The idea of chores as a spiritual practice has long been practiced in monasteries. Indeed, St. Benedict’s monastic practice can be summarized as ora et labora, prayer and work, contemplation and action. By engaging and tending the physical world we get in touch with our humus, our humanity, as well as the creation, which is the real, God-beloved reality around us. We should not look down on manual labor as beneath human dignity, for in fact it can be a spiritual practice. 

In his book, The Practice of the Presence of God, a monk named Brother Lawrence, meditated on his task of washing the dishes. "[Brother Lawrence] thought it was a shame that some people pursued certain activities (which, he noted, they did rather imperfectly due to human shortcomings), mistaking the means for the end. He said that our sanctification does not depend as much on changing our activities as it does on doing them for God rather than for ourselves.

The most effective way Brother Lawrence had for communicating with God was to simply do his ordinary work. He did this obediently, out of a pure love of God, purifying it as much as was humanly possible. He believed it was a serious mistake to think of our prayer time as being different from any other. Our actions should unite us with God when we are involved in our daily activities, just as our prayers unite us with him in our quiet devotions"

Now, I don’t know about you, but there are some chores I like better than others. I actually enjoy cooking, for instance, and I’ve learned to find some satisfaction in washing dishes, but I have never been a fan of folding laundry. It’s mindless and in some ways never ending because there is always more laundry to do, more sheets to fold. And it requires a level of precision that I have never been very good at. But I have been working at turning the act into an offering to God. If I pray while I fold the corners together, if I offer thanks for the clean sheet I am folding, and the fact that I have a bed to put it on and a roof to sleep under, the task itself becomes an offering. I still hate folding sheets, but by turning them into a spiritual practice I no longer dread them. And more importantly, I’m inviting God into even the most mundane moments of my life.

Martin Luther once wrote, "The maid who sweeps her kitchen is doing the will of God just as much as the monk who prays -- not because she may sing a Christian hymn as she sweeps but because God loves clean floors. The Christian shoemaker does his Christian duty not by putting little crosses on the shoes, but by making good shoes, because God is interested in good craftsmanship." Do what you are given to do well, and that is it’s own offering to God. 

And there is no limit to what counts as labor. If it is something you have to work to do, that counts, regardless of whether or not its work to someone else. When we are sick, the act of heating up soup becomes labor. Walking from one room to another can be work. All of it can be offered to God.

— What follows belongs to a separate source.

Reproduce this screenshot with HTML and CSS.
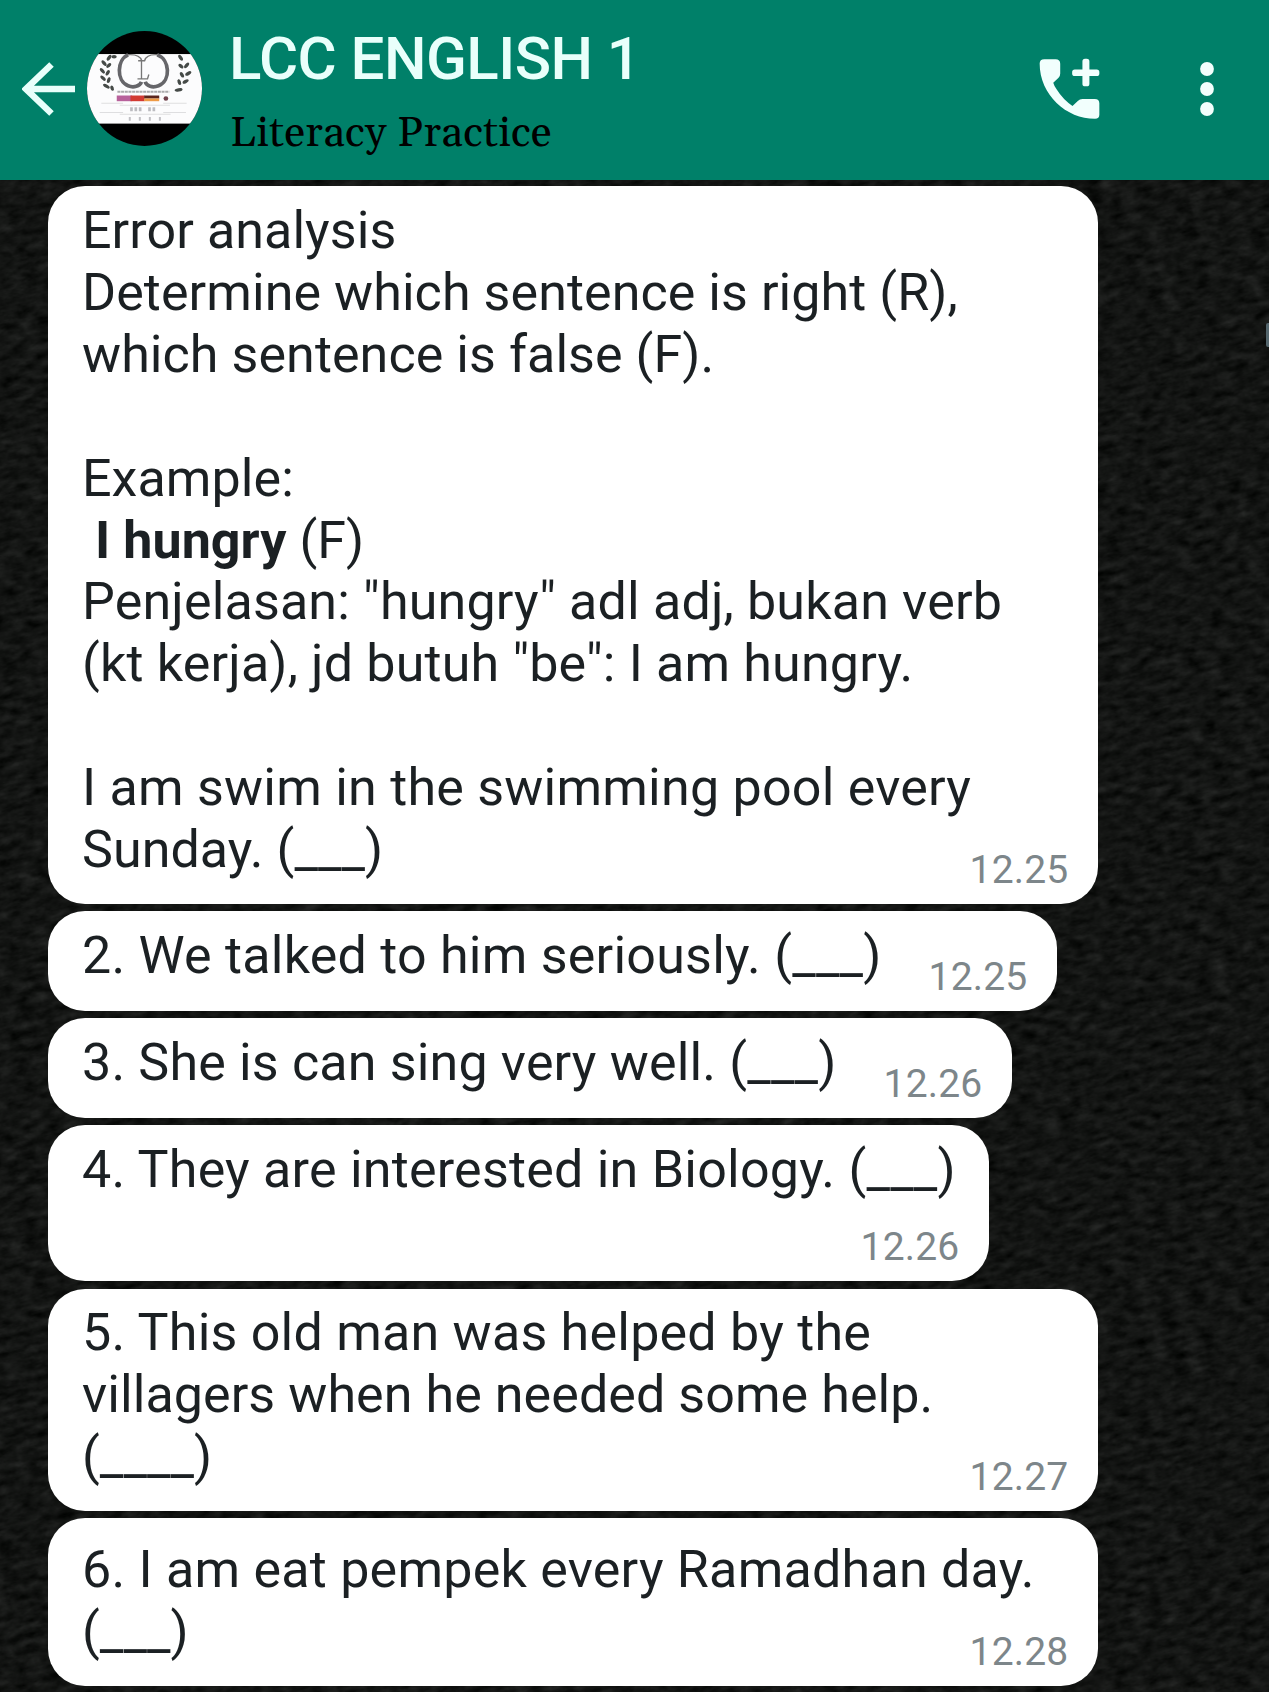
FILE: index.html
```html
<!DOCTYPE html>
<html lang="en">
<head>
<meta charset="utf-8">
<title>LCC ENGLISH 1</title>
<link rel="stylesheet" href="styles.css">
</head>
<body>
<div class="app">
  <header class="topbar">
    <svg class="back" viewBox="0 0 54 54" aria-label="Back"><path d="M53 27H4M29.500 2.500L4 27L29.500 51.500" fill="none" stroke="#e9fffb" stroke-width="6.500"/></svg>
    <svg class="avatar" viewBox="22 19 344 344">
      <defs><clipPath id="round"><circle cx="194" cy="191" r="172"/></clipPath></defs>
      <g clip-path="url(#round)">
        <rect x="22" y="19" width="344" height="344" fill="#000"/>
        <rect x="22" y="88" width="344" height="208" fill="#fcfcfd"/>
        <g fill="none" stroke="#66666a" stroke-width="11">
          <path d="M145 90C112 104 108 168 145 183C162 190 180 184 185 171"/>
          <path d="M232 90C270 104 274 168 236 183C218 190 200 184 196 171"/>
        </g>
        <g fill="none" stroke="#777" stroke-width="4">
          <path d="M145 90Q180 88 186 108M232 90Q200 88 194 108"/>
          <path d="M175 108H196M185 108V161M173 162H203L207 149"/>
        </g>
        <g fill="#454a47">
          <ellipse cx="88" cy="99" rx="10" ry="5" transform="rotate(-55 88 99)"/><ellipse cx="103" cy="96" rx="8" ry="5"/>
          <ellipse cx="73" cy="115" rx="10" ry="5" transform="rotate(50 73 115)"/><ellipse cx="87" cy="122" rx="9" ry="5" transform="rotate(-40 87 122)"/>
          <ellipse cx="68" cy="138" rx="10" ry="5" transform="rotate(50 68 138)"/><ellipse cx="84" cy="144" rx="9" ry="5" transform="rotate(-60 84 144)"/>
          <ellipse cx="70" cy="160" rx="10" ry="5" transform="rotate(45 70 160)"/><ellipse cx="87" cy="166" rx="9" ry="5" transform="rotate(-70 87 166)"/>
          <ellipse cx="80" cy="184" rx="11" ry="5" transform="rotate(30 80 184)"/><ellipse cx="97" cy="190" rx="8" ry="5" transform="rotate(70 97 190)"/>
          <ellipse cx="302" cy="99" rx="10" ry="5" transform="rotate(55 302 99)"/>
          <ellipse cx="320" cy="122" rx="10" ry="5" transform="rotate(-50 320 122)"/><ellipse cx="303" cy="124" rx="9" ry="5" transform="rotate(40 303 124)"/>
          <ellipse cx="325" cy="146" rx="10" ry="5" transform="rotate(-30 325 146)"/><ellipse cx="306" cy="150" rx="9" ry="5" transform="rotate(60 306 150)"/>
          <ellipse cx="317" cy="170" rx="10" ry="5" transform="rotate(-30 317 170)"/><ellipse cx="298" cy="172" rx="9" ry="5" transform="rotate(70 298 172)"/>
          <ellipse cx="296" cy="195" rx="12" ry="5" transform="rotate(-10 296 195)"/>
        </g>
        <path d="M113 201H268" stroke="#aaaaac" stroke-width="6" stroke-dasharray="9 2"/>
        <rect x="111" y="212" width="46" height="17" fill="#b8619b"/>
        <rect x="152" y="212" width="42" height="17" fill="#d23a32"/>
        <rect x="193" y="212" width="45" height="9" fill="#5b251c"/>
        <rect x="193" y="221" width="45" height="8" fill="#ee9a45"/>
        <circle cx="258" cy="221" r="7" fill="#70434d"/>
        <path d="M65 235H130M250 235H320M120 241H270M60 263H130M250 263H318M120 268H272" stroke="#dedee0" stroke-width="3"/>
        <path d="M151 253H189M205 253H229" stroke="#bcbcc0" stroke-width="12" stroke-dasharray="8 5"/>
        <path d="M147 282H245" stroke="#c0c0c4" stroke-width="11" stroke-dasharray="6 24"/>
      </g>
    </svg>
    <div class="heading">
      <h1 class="title">LCC ENGLISH 1</h1>
      <p class="subtitle">Literacy Practice</p>
    </div>
    <svg class="call" viewBox="117 114 184 186" aria-label="Add call"><g fill="#f2fffd"><path d="M133 117H167Q181 117 181 131V160Q181 168 176 173L160 188Q162 196 170 208Q190 240 218 258L234 243Q240 237 248 237H285Q299 237 299 250V285Q299 297 286 297C200 297 119 225 119 130Q119 117 133 117Z"/><rect x="217" y="148" width="82" height="20" rx="8"/><rect x="248" y="116" width="21" height="83" rx="8"/></g></svg>
    <svg class="more" viewBox="0 0 14 54" aria-label="More options"><g fill="#f2fffd"><circle cx="7" cy="7" r="6.900"/><circle cx="7" cy="27" r="6.900"/><circle cx="7" cy="47" r="6.900"/></g></svg>
  </header>
  <main class="chat">
    <svg class="wallpaper" aria-hidden="true">
      <filter id="paper" x="0" y="0" width="100%" height="100%" color-interpolation-filters="sRGB">
        <feTurbulence type="fractalNoise" baseFrequency="0.06 0.13" numOctaves="4" seed="23"/>
        <feColorMatrix type="matrix" values="0.13 0.09 0 0 -0.036  0.13 0.09 0 0 -0.030  0.13 0.09 0 0 -0.036  0 0 0 0 1"/>
      </filter>
      <rect x="-500" y="-500" width="2400" height="2700" transform="rotate(-14)" filter="url(#paper)"/>
    </svg>
    <span class="scroll-mark"></span>
    <article class="bubble bubble-full">
      <div class="text">
        <span class="line">Error analysis</span>
        <span class="line">Determine which sentence is right (R),</span>
        <span class="line">which sentence is false (F).</span>
        <span class="line"></span>
        <span class="line">Example:</span>
        <span class="line"> <b>I hungry</b> (F)</span>
        <span class="line loose">Penjelasan: "hungry" adl adj, bukan verb</span>
        <span class="line loose">(kt kerja), jd butuh "be": I am hungry.</span>
        <span class="line"></span>
        <span class="line looser">I am swim in the swimming pool every</span>
        <span class="line">Sunday. (___)</span>
      </div>
      <time class="time">12.25</time>
    </article>
    <article class="bubble bubble-two">
      <div class="text"><span class="line looser">2. We talked to him seriously. (___)</span></div>
      <time class="time">12.25</time>
    </article>
    <article class="bubble bubble-three">
      <div class="text"><span class="line loose">3. She is can sing very well. (___)</span></div>
      <time class="time">12.26</time>
    </article>
    <article class="bubble bubble-four">
      <div class="text"><span class="line looser">4. They are interested in Biology. (___)</span></div>
      <time class="time">12.26</time>
    </article>
    <article class="bubble bubble-full bubble-five">
      <div class="text">
        <span class="line looser">5. This old man was helped by the</span>
        <span class="line">villagers when he needed some help.</span>
        <span class="line">(____)</span>
      </div>
      <time class="time">12.27</time>
    </article>
    <article class="bubble bubble-full bubble-six">
      <div class="text">
        <span class="line looser">6. I am eat pempek every Ramadhan day.</span>
        <span class="line">(___)</span>
      </div>
      <time class="time">12.28</time>
    </article>
  </main>
</div>
</body>
</html>
```
FILE: styles.css
```css
* { box-sizing: border-box; }
body { margin: 0; background: #111311; font-family: Roboto, "Liberation Sans", sans-serif; }
h1, p { margin: 0; }
svg { display: block; flex: none; }
.app { display: flex; flex-direction: column; width: 1269px; height: 1692px; overflow: hidden; }
.topbar { display: flex; align-items: center; flex: none; height: 180px; padding: 0 55px 3px 22px; background: #008069; }
.back { width: 54px; height: 54px; }
.avatar { width: 115px; height: 115px; margin-left: 11px; }
.heading { flex: 1; margin-left: 27px; align-self: flex-start; padding-top: 24px; white-space: nowrap; }
.title { color: #e9fffb; font-size: 60px; line-height: 70px; font-weight: 500; letter-spacing: -0.540px; }
.subtitle { margin-top: 12px; padding-left: 1px; color: #000; font-family: Georgia, Gelasio, "Liberation Serif", serif; font-size: 43px; line-height: 56px; letter-spacing: 0.270px; }
.call { width: 61px; height: 62px; }
.more { width: 14px; height: 54px; margin-left: 100px; }
.chat { position: relative; flex: 1; display: flex; flex-direction: column; align-items: flex-start; gap: 7.300px; padding: 6px 0 0 48px; }
.wallpaper { position: absolute; inset: 0; width: 100%; height: 100%; overflow: hidden; }
.scroll-mark { position: absolute; right: 0; top: 143px; width: 3px; height: 24px; background: #53656c; border-radius: 2px 0 0 2px; }
.bubble { position: relative; display: flex; flex: none; align-items: flex-end; height: 100px; padding: 14px 29px 0 34px; border-radius: 37px; background: #fff; }
.bubble-full { width: 1049.500px; height: 717.500px; }
.bubble-two { width: 1008.500px; }
.bubble-three { width: 963.500px; }
.bubble-four { width: 940.500px; height: 156px; }
.bubble-five { height: 222.500px; padding-top: 13px; }
.bubble-six { height: 168px; padding-top: 21px; }
.text { display: flex; flex: 1; flex-direction: column; align-items: flex-start; align-self: flex-start; min-width: 0; color: #1b2023; font-size: 52px; line-height: 61.900px; white-space: pre; }
.line { display: block; min-height: 61.900px; letter-spacing: 0.070px; }
.loose { letter-spacing: 0.170px; }
.looser { letter-spacing: 0.230px; }
.time { margin-bottom: 11px; color: #7d868a; font-size: 39px; line-height: 46px; letter-spacing: 0.200px; }
```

Work will happen one way or another. It is our decision to meet God there or not. "[Work] presents itself as drudgery, which you may turn into soul work by choosing the labor instead of resenting it." Sometimes work is just work, but by remembering the lives it helps sustain, even if it is only your own, you can turn that work into something holy.

So, whatever work you have to do this week, whatever you labors might be, offer them to God. Try to see them as a holy act. And if you get a chance, spend some time working in the dirt, remembering where you came from. Amen.